I can’t help but point out, being a writer of much that is western in fiction and non fiction, that the first time women were allowed to vote and hold public office took place in Wyoming as early as 1858. I have long wondered why this happened there, of all places. Could it be that because women were in such short supply on the western frontier, they were deemed more important? Or more probably, there weren’t any men who would consider holding these offices, and so it fell to women. Let’s hope it was because the women were stronger and more stubborn, having survived the challenges involved in going west and living on the frontier.

 

I know that is true of such job offerings as post masters of small towns on the early frontier. The pay was so small that no man would apply for the job. It was also work that could be done from home while tending to the washing and ironing, the scrubbing and cooking, the birthing and raising of children. Today, women are fulfilling all sorts of jobs, not because it’s easy, but because it’s difficult.

 

My favorite quote, and here again I’m paraphrasing: Women who behave don't make history. In other words, if we don’t raise all holy Ned, then our names and our deeds will soon be forgotten. Take my very distant cousin, Clara Barton. She did what most other women of her day disapproved of. She cared for the sick, including the male of the species. My grandmother was so infuriated by such actions that she would not lay claim to our relationship to this courageous woman who began the Red Cross in this country. Barton dedicated her life to seeing that soldiers and indeed all those who fell ill or were injured, received the care they deserved.

 

Women who move beyond the limits set by their culture often gain other women’s disapproval. For instance, Mabel Dodge, who dared marry the man she loved who happened to be not only a Tewa Indian, but a man who worked as her chauffeur. She and her husband  went on to build The Sagebrush Inn in Taos.

 

My book, Fly With The Mourning Dove, is about a strong and determined woman, who from early childhood enjoyed the freedom of ranch life. A difficult life lived on the high desert of New Mexico where women were breaking out of the mold in so many ways. Edna Smith Hiller, who lived the life I wrote about, faced plenty of adversity, much of which the book doesn’t touch on. During her 92nd  and 93rd year, she shared her stories with me, the great adventures of her life, going back to the age of six. Her memories were precise, her stories amazing, and she recalled so much of the early Anglo settlements in New Mexico around Taos and Santa Fe. This admirable and amazing woman is also a distant cousin, and today, at 97 has handed over the management of her ranches to her daughter and son-in-law.
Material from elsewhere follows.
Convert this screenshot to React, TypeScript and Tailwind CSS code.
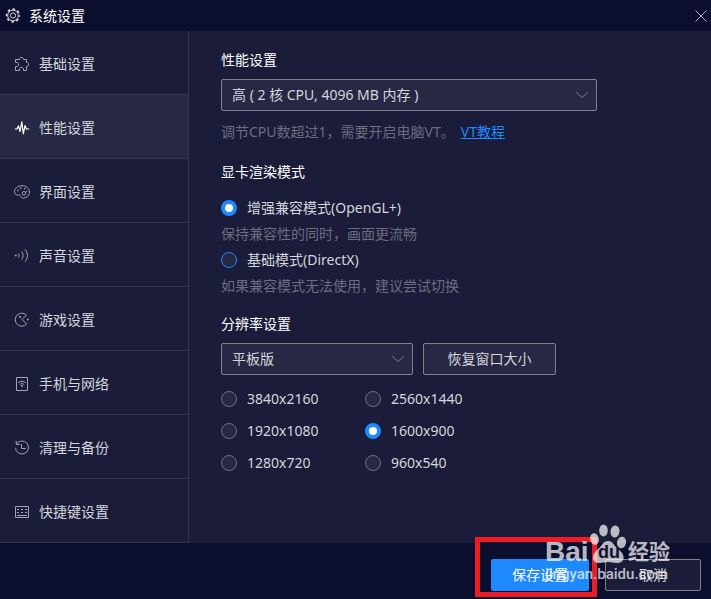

Until recently, Edna had a hand in managing two of the ranches that have been in her family since the homesteading days after World War I. As far as Anglos and this United States are concerned, New Mexico is young compared to other states.

 

Women like those who were courageous and strong enough to settle unknown country, build homes, families, churches, businesses, molded our lives in so many ways, for which we should all be grateful.